If You Don't Love Me (Dubbish Mix)

If You Don't Love Me (7" Mix)

It's too much, though it's a fine song.

Wednesday, January 26, 2022

Prefab Sprout: From Langley Park To Memphis (1988)


My kids love two of the tracks on this LP. Amazing! They usually hate my music. This is the third record from the band. They release five singles from this record! Were they trying for a Born in the USA

Tuesday, January 25, 2022

Prefab Sprout: Appetite (1985)

There are three tracks to found on this UK pressing: Appetite, Heaven Can Wait (Instrumental Version Of When The Angels), and Oh, The Swiss! Cool.

Monday, January 24, 2022

Prefab Sprout: Johnny Johnny (1985)

On the LP Two Wheels Good, this track is known as Goodbye Lucile #1. On the 12" single, the track is renamed Johnny Johnny (Full Version). It's bizarre, but I guess it makes sense. After all, the name Lucille is not mentioned anywhere in the song, while Johnny is named maybe 40 times. The other three tracks were new and unreleased. They are Wigs, The Guests Who Stayed Forever, and Old Spoonface is Back.
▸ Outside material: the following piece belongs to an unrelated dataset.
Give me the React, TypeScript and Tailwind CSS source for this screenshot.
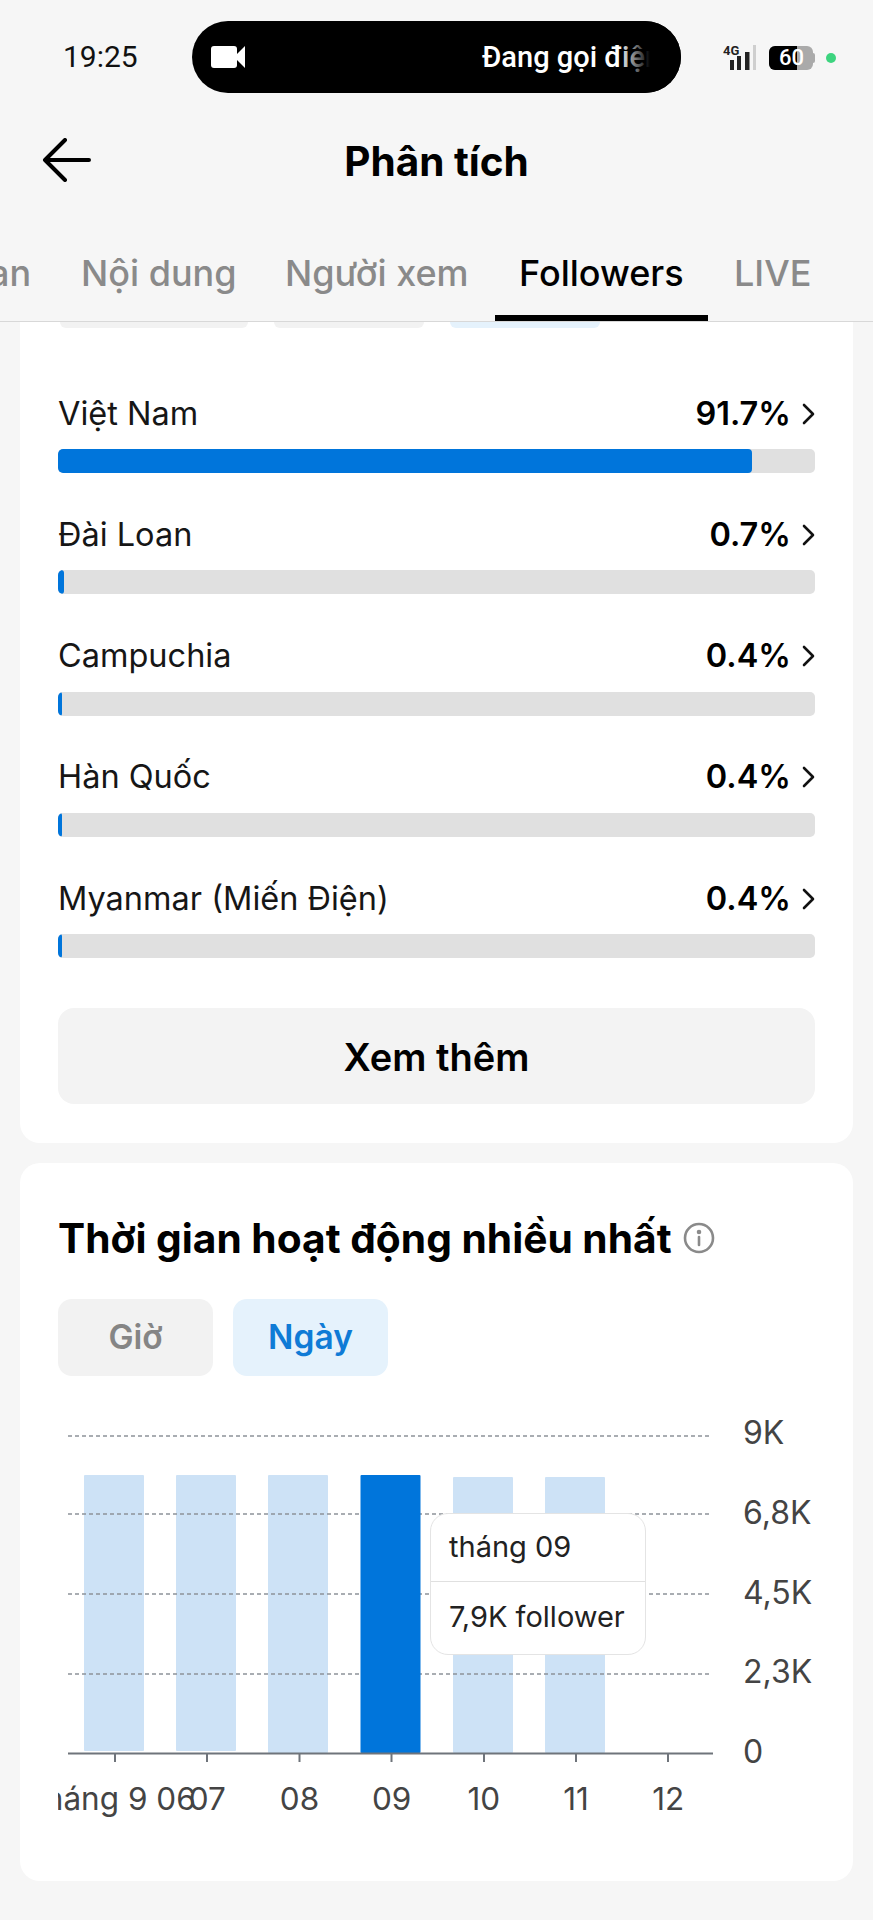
const countries = [
  { name: "Việt Nam", pct: "91.7%", fill: "w-[694px]" },
  { name: "Đài Loan", pct: "0.7%", fill: "w-[6px]" },
  { name: "Campuchia", pct: "0.4%", fill: "w-[4px]" },
  { name: "Hàn Quốc", pct: "0.4%", fill: "w-[4px]" },
  { name: "Myanmar (Miến Điện)", pct: "0.4%", fill: "w-[4px]" },
];

const bars = [
  { x: 84, top: 1475, bottom: 1751 },
  { x: 176, top: 1475, bottom: 1751 },
  { x: 268, top: 1475, bottom: 1753 },
  { x: 453, top: 1477, bottom: 1753 },
  { x: 545, top: 1477, bottom: 1753 },
];

const gridLines = [1436, 1514, 1594, 1674];
const ticks = [115, 207, 299.5, 391.5, 484, 576, 668];
const xLabels = ["tháng 9 06", "07", "08", "09", "10", "11", "12"];
const yLabels = ["9K", "6,8K", "4,5K", "2,3K", "0"];

function StatusBar() {
  return (
    <div className="flex h-[115px] w-full items-start pt-[21px]">
      <span className="ml-[63px] mt-[17px] w-[129px] font-['Roboto',sans-serif] text-[30px] leading-[38px] text-[#111]">19:25</span>
      <div className="relative flex h-[72px] w-[489px] items-center overflow-hidden rounded-[36px] bg-black pl-[19px]">
        <svg width="35" height="24" viewBox="0 0 35 24" fill="white">
          <rect x="0" y="1" width="26" height="22" rx="3" />
          <path d="M25 10 L34 1 V23 L25 14 Z" />
        </svg>
        <span className="ml-[236px] whitespace-nowrap font-['Roboto',sans-serif] text-[29px] font-medium leading-[36px] text-white">Đang gọi điện</span>
        <div className="absolute bottom-0 left-[420px] top-0 w-[69px] bg-[linear-gradient(to_right,transparent_0%,transparent_10%,black_55%)]" />
      </div>
      <div className="ml-[42px] mt-[23px]">
        <svg width="44" height="28" viewBox="0 0 44 28" className="block">
          <text x="0" y="11" fontFamily="Roboto, sans-serif" fontSize="13" fontWeight="700" fill="#222">4G</text>
          <rect x="7" y="16" width="4" height="10" fill="#222" />
          <rect x="14" y="12" width="4" height="14" fill="#222" />
          <rect x="22" y="8" width="4.5" height="18" fill="#222" />
          <rect x="30" y="1" width="3" height="25" fill="#cfcfcf" />
        </svg>
      </div>
      <div className="ml-[2px] mt-[25px] flex h-[24px] w-[46px] items-center">
        <div className="relative flex h-[24px] w-[44px] overflow-hidden rounded-[6px] bg-[#aaa]">
          <div className="h-full w-[28px] bg-black" />
          <span className="absolute left-[10px] top-0 font-['Roboto',sans-serif] text-[22px] font-medium leading-[24px] text-white">60</span>
        </div>
        <div className="h-[10px] w-[2px] rounded-r bg-[#aaa]" />
      </div>
      <div className="ml-[11px] mt-[32px] h-[10px] w-[10px] rounded-full bg-[#3dd47f]" />
    </div>
  );
}

function Header() {
  return (
    <div className="relative flex h-[94px] items-start justify-center">
      <svg width="52" height="44" viewBox="0 0 52 44" fill="none" stroke="#000" strokeWidth="4" strokeLinecap="round" strokeLinejoin="round" className="absolute left-[42px] top-[23px]">
        <path d="M47 22 H4 M23 2 L3 22 L23 42" />
      </svg>
      <h1 className="mt-[24px] text-[40.5px] font-bold leading-[46px] text-black">Phân tích</h1>
    </div>
  );
}

function Tabs() {
  return (
    <div className="relative h-[113px] border-b border-[#d8d8d8]">
      <div className="absolute left-0 top-[41px] flex h-[46px] w-full overflow-hidden whitespace-nowrap text-[36px] font-medium leading-[46px] text-[#8a8a8a]">
        <span className="ml-[-11px] w-[92px] shrink-0 text-left">an</span>
        <span className="w-[204px] shrink-0">Nội dung</span>
        <span className="w-[234px] shrink-0">Người xem</span>
        <span className="w-[215px] shrink-0 text-black">Followers</span>
        <span>LIVE</span>
      </div>
      <div className="absolute bottom-0 left-[495px] h-[6px] w-[213px] bg-black" />
    </div>
  );
}

function Chevron() {
  return (
    <svg width="13" height="22" viewBox="0 0 13 22" fill="none" stroke="#111" strokeWidth="2.6" strokeLinecap="round" strokeLinejoin="round">
      <path d="M2 2 L11 11 L2 20" />
    </svg>
  );
}

function CountryCard() {
  return (
    <div className="mx-[20px] rounded-b-[20px] bg-white px-[38px] pb-[39px]">
      <div className="flex h-[6px] gap-[26px] pl-[2px]">
        <div className="w-[188px] rounded-b-xl bg-[#f2f2f2]" />
        <div className="w-[150px] rounded-b-xl bg-[#f2f2f2]" />
        <div className="w-[150px] rounded-b-xl bg-[#e5f2fc]" />
      </div>
      <div className="mt-[65.5px] flex flex-col gap-[41.75px]">
        {countries.map((c) => (
          <div key={c.name} className="flex flex-col gap-[15.5px]">
            <div className="flex h-[40px] items-center justify-between">
              <span className="text-[32.5px] leading-[40px] text-[#161616]">{c.name}</span>
              <div className="flex items-center gap-[11px]">
                <span className="text-[32.5px] font-semibold leading-[40px] text-black">{c.pct}</span>
                <Chevron />
              </div>
            </div>
            <div className="h-[24px] overflow-hidden rounded-[5px] bg-[#e0e0e0]">
              <div className={`h-full rounded-[4px] bg-[#0075db] ${c.fill}`} />
            </div>
          </div>
        ))}
      </div>
      <button className="mt-[50px] flex h-[96px] w-full items-center justify-center rounded-[16px] bg-[#f3f3f3] pt-[2px] text-[38px] font-semibold text-black">
        Xem thêm
      </button>
    </div>
  );
}

function ActivityChart() {
  return (
    <div className="relative mt-[37px]">
      <div className="flex">
        <svg width="660" height="360" viewBox="58 1413 660 360" className="block shrink-0">
          {bars.map((b) => (
            <rect key={b.x} x={b.x} y={b.top} width="60" height={b.bottom - b.top} rx="1" fill="#cde2f6" />
          ))}
          {gridLines.map((y) => (
            <line key={y} x1="68" x2="711" y1={y} y2={y} stroke="#8d9299" strokeWidth="1.5" strokeDasharray="4 3" />
          ))}
          <rect x="360.5" y="1475" width="60" height="278" rx="1" fill="#0075db" />
          <line x1="68" x2="713" y1="1753.5" y2="1753.5" stroke="#6f747b" strokeWidth="2" />
          {ticks.map((x) => (
            <line key={x} x1={x} x2={x} y1="1753" y2="1762" stroke="#6f747b" strokeWidth="2" />
          ))}
        </svg>
        <div className="ml-[25px] flex h-[359px] flex-col justify-between text-[32px] leading-[40px] text-[#444]">
          {yLabels.map((l) => (
            <span key={l}>{l}</span>
          ))}
        </div>
      </div>
      <div className="mt-[6px] flex h-[40px] w-[660px] overflow-hidden pl-[11px] text-[31.5px] leading-[40px] text-[#444]">
        {xLabels.map((l) => (
          <div key={l} className="flex w-[92.2px] shrink-0 justify-center whitespace-nowrap">
            {l}
          </div>
        ))}
      </div>
      <div className="absolute left-[372px] top-[100px] w-[216px] rounded-[18px] border border-[#e4e4e4] bg-white text-[#222]">
        <div className="flex h-[68px] items-center border-b border-[#e0e0e0] pb-[1px] pl-[18px] text-[29px]">tháng 09</div>
        <div className="flex h-[72px] items-start pl-[18px] pt-[15px] text-[29px] leading-[40px]">7,9K follower</div>
      </div>
    </div>
  );
}

function ActivityCard() {
  return (
    <div className="mx-[20px] mt-[20px] rounded-[20px] bg-white px-[38px] pb-[62px] pt-[53px]">
      <div className="flex h-[44px] items-center gap-[11px]">
        <h2 className="mt-[1px] whitespace-nowrap text-[40.7px] font-bold leading-[44px] text-black">Thời gian hoạt động nhiều nhất</h2>
        <svg width="32" height="32" viewBox="0 0 32 32" fill="none" stroke="#8a8a8a" strokeWidth="2.6" strokeLinecap="round">
          <circle cx="16" cy="16" r="14" />
          <path d="M16 15 V23" />
          <circle cx="16" cy="10" r="1" fill="#8a8a8a" />
        </svg>
      </div>
      <div className="mt-[39px] flex gap-[20px]">
        <div className="flex h-[77px] w-[155px] items-center justify-center rounded-[14px] bg-[#f2f2f2] text-[33.5px] font-semibold text-[#858585]">Giờ</div>
        <div className="flex h-[77px] w-[155px] items-center justify-center rounded-[14px] bg-[#e5f2fc] text-[33.5px] font-semibold text-[#0f7bd6]">Ngày</div>
      </div>
      <ActivityChart />
    </div>
  );
}

export default function App() {
  return (
    <div className="h-[1920px] w-[873px] overflow-hidden bg-[#f6f6f6] font-['Inter',sans-serif]">
      <StatusBar />
      <Header />
      <Tabs />
      <CountryCard />
      <ActivityCard />
    </div>
  );
}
Thursday, January 20, 2022

Prefab Sprout: Two Wheels Good (1985)

Sometimes, Discogs has good information. For example, I never knew, until I looked up this record on Discogs (when I added my collection to Discogs some years ago) why this record was entitled Steve McQueen all over Europe as well as in New Zealand, Israel, Japan, and Australia. In North America, we got the title Two Wheels Good. Discogs has an answer:
The album "Steve McQueen" was released in North America as "Two Wheels Good" due to a legal conflict with the estate of American actor Steve McQueen.
And, from Wikipedia:
The album cover references Steve McQueen's lifelong passion for Triumph motorcycles and the 1963 film The Great Escape, starring McQueen and featuring prominent motorcycle chase scenes (with stunts performed by himself on a Triumph motorcycle). [source]
There you go.

I hated the song When Love Breaks Down the first few times I heard it, and for years after. But one day I heard it, and thought, hey this is pretty good. It turns out that the album is simply beautiful. I suppose I should have liked it more initially, because it was produced by Thomas Dolby.